— Start —

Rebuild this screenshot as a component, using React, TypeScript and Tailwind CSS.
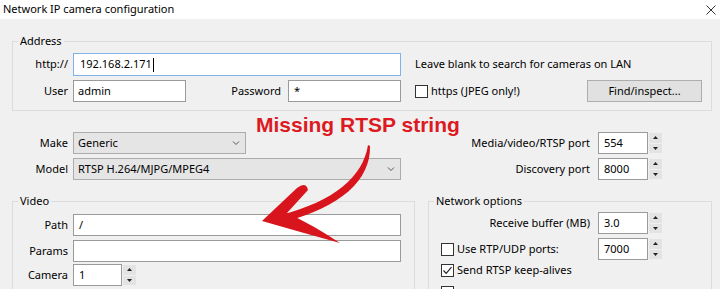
import React from 'react';

const Caret: React.FC = () => (
  <svg width="10" height="10" viewBox="0 0 10 10" className="text-[#555]">
    <path d="M2 3.5 L5 6.5 L8 3.5" fill="none" stroke="currentColor" strokeWidth="1" />
  </svg>
);

const Checkbox: React.FC<{ checked?: boolean }> = ({ checked }) => (
  <span className="flex h-[13px] w-[13px] shrink-0 items-center justify-center border border-[#333] bg-white">
    {checked && (
      <svg width="11" height="11" viewBox="0 0 11 11">
        <path d="M1.5 5.5 L4.2 8.3 L9.5 2.2" fill="none" stroke="#222" strokeWidth="1.2" />
      </svg>
    )}
  </span>
);

const Spin: React.FC<{ value: string; w?: string }> = ({ value, w = 'w-[50px]' }) => (
  <div className="flex h-[22px] shrink-0">
    <div className={`${w} flex h-full items-center border border-[#9a9a9a] bg-white pl-[5px]`}>{value}</div>
    <div className="flex h-full w-[14px] flex-col gap-[1px] bg-[#f0f0f0] py-[1px] pl-[1px]">
      <div className="flex flex-1 items-center justify-center bg-[#e3e3e3]">
        <svg width="5" height="3" viewBox="0 0 5 3"><path d="M0 3 L2.5 0 L5 3 Z" fill="#222" /></svg>
      </div>
      <div className="flex flex-1 items-center justify-center bg-[#e3e3e3]">
        <svg width="5" height="3" viewBox="0 0 5 3"><path d="M0 0 L2.5 3 L5 0 Z" fill="#222" /></svg>
      </div>
    </div>
  </div>
);

const Group: React.FC<{ title: string; className?: string; children: React.ReactNode }> = ({ title, className, children }) => (
  <div className={`relative border border-[#dcdcdc] ${className ?? ''}`}>
    <span className="absolute -top-[9px] left-[5px] bg-[#f0f0f0] px-[2px] leading-[16px]">{title}</span>
    {children}
  </div>
);

export default function App() {
  return (
    <div className="relative h-[289px] w-[720px] overflow-hidden bg-[#f0f0f0] font-['Noto_Sans',sans-serif] text-[11px] text-black">
      {/* Title bar */}
      <div className="flex h-[19px] items-center justify-between bg-white pl-[3px] pr-[4px]">
        <span>Network IP camera configuration</span>
        <svg width="10" height="10" viewBox="0 0 10 10">
          <path d="M0.5 0.5 L9.5 9.5 M9.5 0.5 L0.5 9.5" stroke="#333" strokeWidth="1" />
        </svg>
      </div>

      <div className="pl-[12px] pr-[8px]">
        {/* Address */}
        <Group title="Address" className="mt-[22px] pb-[8px] pt-[11px]">
          <div className="flex h-[23px] items-center">
            <span className="w-[55px] text-right">http://</span>
            <div className="ml-[5px] flex h-full w-[328px] items-center border border-[#7eb4ea] bg-white pl-[6px]">
              192.168.2.171<span className="ml-[1px] h-[14px] w-[1px] bg-black" />
            </div>
            <span className="ml-[14px]">Leave blank to search for cameras on LAN</span>
          </div>
          <div className="mt-[4px] flex h-[22px] items-center">
            <span className="w-[55px] text-right">User</span>
            <div className="ml-[5px] flex h-full w-[113px] items-center border border-[#9a9a9a] bg-white pl-[4px]">admin</div>
            <span className="w-[95px] text-right">Password</span>
            <div className="ml-[7px] flex h-full w-[113px] items-center border border-[#9a9a9a] bg-white pl-[5px]">*</div>
            <div className="ml-[14px] flex items-center gap-[3px]">
              <Checkbox />
              <span>https (JPEG only!)</span>
            </div>
            <button className="ml-auto mr-[9px] flex h-[22px] w-[115px] items-center justify-center border border-[#adadad] bg-[#e1e1e1]">
              Find/inspect...
            </button>
          </div>
        </Group>

        {/* Make / Model */}
        <div className="mt-[21px] flex h-[22px] items-center">
          <span className="w-[56px] text-right">Make</span>
          <div className="ml-[5px] flex h-full w-[173px] items-center justify-between border border-[#acacac] bg-[#e5e5e5] pl-[4px] pr-[4px]">
            Generic <Caret />
          </div>
          <span className="ml-auto">Media/video/RTSP port</span>
          <div className="ml-[8px] mr-[50px]">
            <Spin value="554" />
          </div>
        </div>
        <div className="mt-[4px] flex h-[22px] items-center">
          <span className="w-[56px] text-right">Model</span>
          <div className="ml-[5px] flex h-full w-[328px] items-center justify-between border border-[#acacac] bg-[#e5e5e5] pl-[4px] pr-[4px]">
            RTSP H.264/MJPG/MPEG4 <Caret />
          </div>
          <span className="ml-auto">Discovery port</span>
          <div className="ml-[8px] mr-[50px]">
            <Spin value="8000" />
          </div>
        </div>

        {/* Video + Network options */}
        <div className="mt-[21px] flex gap-[13px]">
          <Group title="Video" className="h-[110px] w-[403px] pt-[12px]">
            <div className="flex h-[22px] items-center">
              <span className="w-[55px] text-right">Path</span>
              <div className="ml-[5px] flex h-full w-[328px] items-center border border-[#9a9a9a] bg-white pl-[5px]">/</div>
            </div>
            <div className="mt-[4px] flex h-[22px] items-center">
              <span className="w-[55px] text-right">Params</span>
              <div className="ml-[5px] h-full w-[328px] border border-[#9a9a9a] bg-white" />
            </div>
            <div className="mt-[2px] flex h-[22px] items-center">
              <span className="w-[55px] text-right">Camera</span>
              <div className="ml-[5px]">
                <Spin value="1" w="w-[49px]" />
              </div>
            </div>
          </Group>

          <Group title="Network options" className="h-[110px] flex-1 pr-[49px] pt-[10px]">
            <div className="flex h-[22px] items-center justify-end">
              <span>Receive buffer (MB)</span>
              <div className="ml-[8px]">
                <Spin value="3.0" />
              </div>
            </div>
            <div className="mt-[4px] flex h-[22px] items-center pl-[12px]">
              <Checkbox />
              <span className="ml-[3px]">Use RTP/UDP ports:</span>
              <div className="ml-auto">
                <Spin value="7000" />
              </div>
            </div>
            <div className="mt-[2px] flex h-[16px] items-center pl-[12px]">
              <Checkbox checked />
              <span className="ml-[3px]">Send RTSP keep-alives</span>
            </div>
            <div className="mt-[6px] flex h-[16px] items-center pl-[12px]">
              <Checkbox />
            </div>
          </Group>
        </div>
      </div>

      {/* Red annotation overlay */}
      <span className="absolute left-[256px] top-[113px] font-['Liberation_Sans',Arial,sans-serif] text-[21px] font-bold leading-[24px] text-[#dc1a1f]">
        Missing RTSP string
      </span>
      <svg className="pointer-events-none absolute left-0 top-0" width="720" height="289" viewBox="0 0 720 289">
        <path
          d="M368 145 C 363 177 334 201 281 215 L 284 222 C 341 207 371 180 370 146 Z"
          fill="#d8141c"
        />
        <path
          d="M262 221 L 297 188 Q 306 181 308 190 L 287 213 Q 313 225 340 243 Q 300 232 262 221 Z"
          fill="#d8141c"
        />
      </svg>
    </div>
  );
}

— End —

Your objective —
Take the listing above and print it exactly, apart from the pictures.

Exercise response —
Rebuild this screenshot as a component, using React, TypeScript and Tailwind CSS.
import React from 'react';

const Caret: React.FC = () => (
  <svg width="10" height="10" viewBox="0 0 10 10" className="text-[#555]">
    <path d="M2 3.5 L5 6.5 L8 3.5" fill="none" stroke="currentColor" strokeWidth="1" />
  </svg>
);

const Checkbox: React.FC<{ checked?: boolean }> = ({ checked }) => (
  <span className="flex h-[13px] w-[13px] shrink-0 items-center justify-center border border-[#333] bg-white">
    {checked && (
      <svg width="11" height="11" viewBox="0 0 11 11">
        <path d="M1.5 5.5 L4.2 8.3 L9.5 2.2" fill="none" stroke="#222" strokeWidth="1.2" />
      </svg>
    )}
  </span>
);

const Spin: React.FC<{ value: string; w?: string }> = ({ value, w = 'w-[50px]' }) => (
  <div className="flex h-[22px] shrink-0">
    <div className={`${w} flex h-full items-center border border-[#9a9a9a] bg-white pl-[5px]`}>{value}</div>
    <div className="flex h-full w-[14px] flex-col gap-[1px] bg-[#f0f0f0] py-[1px] pl-[1px]">
      <div className="flex flex-1 items-center justify-center bg-[#e3e3e3]">
        <svg width="5" height="3" viewBox="0 0 5 3"><path d="M0 3 L2.5 0 L5 3 Z" fill="#222" /></svg>
      </div>
      <div className="flex flex-1 items-center justify-center bg-[#e3e3e3]">
        <svg width="5" height="3" viewBox="0 0 5 3"><path d="M0 0 L2.5 3 L5 0 Z" fill="#222" /></svg>
      </div>
    </div>
  </div>
);

const Group: React.FC<{ title: string; className?: string; children: React.ReactNode }> = ({ title, className, children }) => (
  <div className={`relative border border-[#dcdcdc] ${className ?? ''}`}>
    <span className="absolute -top-[9px] left-[5px] bg-[#f0f0f0] px-[2px] leading-[16px]">{title}</span>
    {children}
  </div>
);

export default function App() {
  return (
    <div className="relative h-[289px] w-[720px] overflow-hidden bg-[#f0f0f0] font-['Noto_Sans',sans-serif] text-[11px] text-black">
      {/* Title bar */}
      <div className="flex h-[19px] items-center justify-between bg-white pl-[3px] pr-[4px]">
        <span>Network IP camera configuration</span>
        <svg width="10" height="10" viewBox="0 0 10 10">
          <path d="M0.5 0.5 L9.5 9.5 M9.5 0.5 L0.5 9.5" stroke="#333" strokeWidth="1" />
        </svg>
      </div>

      <div className="pl-[12px] pr-[8px]">
        {/* Address */}
        <Group title="Address" className="mt-[22px] pb-[8px] pt-[11px]">
          <div className="flex h-[23px] items-center">
            <span className="w-[55px] text-right">http://</span>
            <div className="ml-[5px] flex h-full w-[328px] items-center border border-[#7eb4ea] bg-white pl-[6px]">
              192.168.2.171<span className="ml-[1px] h-[14px] w-[1px] bg-black" />
            </div>
            <span className="ml-[14px]">Leave blank to search for cameras on LAN</span>
          </div>
          <div className="mt-[4px] flex h-[22px] items-center">
            <span className="w-[55px] text-right">User</span>
            <div className="ml-[5px] flex h-full w-[113px] items-center border border-[#9a9a9a] bg-white pl-[4px]">admin</div>
            <span className="w-[95px] text-right">Password</span>
            <div className="ml-[7px] flex h-full w-[113px] items-center border border-[#9a9a9a] bg-white pl-[5px]">*</div>
            <div className="ml-[14px] flex items-center gap-[3px]">
              <Checkbox />
              <span>https (JPEG only!)</span>
            </div>
            <button className="ml-auto mr-[9px] flex h-[22px] w-[115px] items-center justify-center border border-[#adadad] bg-[#e1e1e1]">
              Find/inspect...
            </button>
          </div>
        </Group>

        {/* Make / Model */}
        <div className="mt-[21px] flex h-[22px] items-center">
          <span className="w-[56px] text-right">Make</span>
          <div className="ml-[5px] flex h-full w-[173px] items-center justify-between border border-[#acacac] bg-[#e5e5e5] pl-[4px] pr-[4px]">
            Generic <Caret />
          </div>
          <span className="ml-auto">Media/video/RTSP port</span>
          <div className="ml-[8px] mr-[50px]">
            <Spin value="554" />
          </div>
        </div>
        <div className="mt-[4px] flex h-[22px] items-center">
          <span className="w-[56px] text-right">Model</span>
          <div className="ml-[5px] flex h-full w-[328px] items-center justify-between border border-[#acacac] bg-[#e5e5e5] pl-[4px] pr-[4px]">
            RTSP H.264/MJPG/MPEG4 <Caret />
          </div>
          <span className="ml-auto">Discovery port</span>
          <div className="ml-[8px] mr-[50px]">
            <Spin value="8000" />
          </div>
        </div>

        {/* Video + Network options */}
        <div className="mt-[21px] flex gap-[13px]">
          <Group title="Video" className="h-[110px] w-[403px] pt-[12px]">
            <div className="flex h-[22px] items-center">
              <span className="w-[55px] text-right">Path</span>
              <div className="ml-[5px] flex h-full w-[328px] items-center border border-[#9a9a9a] bg-white pl-[5px]">/</div>
            </div>
            <div className="mt-[4px] flex h-[22px] items-center">
              <span className="w-[55px] text-right">Params</span>
              <div className="ml-[5px] h-full w-[328px] border border-[#9a9a9a] bg-white" />
            </div>
            <div className="mt-[2px] flex h-[22px] items-center">
              <span className="w-[55px] text-right">Camera</span>
              <div className="ml-[5px]">
                <Spin value="1" w="w-[49px]" />
              </div>
            </div>
          </Group>

          <Group title="Network options" className="h-[110px] flex-1 pr-[49px] pt-[10px]">
            <div className="flex h-[22px] items-center justify-end">
              <span>Receive buffer (MB)</span>
              <div className="ml-[8px]">
                <Spin value="3.0" />
              </div>
            </div>
            <div className="mt-[4px] flex h-[22px] items-center pl-[12px]">
              <Checkbox />
              <span className="ml-[3px]">Use RTP/UDP ports:</span>
              <div className="ml-auto">
                <Spin value="7000" />
              </div>
            </div>
            <div className="mt-[2px] flex h-[16px] items-center pl-[12px]">
              <Checkbox checked />
              <span className="ml-[3px]">Send RTSP keep-alives</span>
            </div>
            <div className="mt-[6px] flex h-[16px] items-center pl-[12px]">
              <Checkbox />
            </div>
          </Group>
        </div>
      </div>

      {/* Red annotation overlay */}
      <span className="absolute left-[256px] top-[113px] font-['Liberation_Sans',Arial,sans-serif] text-[21px] font-bold leading-[24px] text-[#dc1a1f]">
        Missing RTSP string
      </span>
      <svg className="pointer-events-none absolute left-0 top-0" width="720" height="289" viewBox="0 0 720 289">
        <path
          d="M368 145 C 363 177 334 201 281 215 L 284 222 C 341 207 371 180 370 146 Z"
          fill="#d8141c"
        />
        <path
          d="M262 221 L 297 188 Q 306 181 308 190 L 287 213 Q 313 225 340 243 Q 300 232 262 221 Z"
          fill="#d8141c"
        />
      </svg>
    </div>
  );
}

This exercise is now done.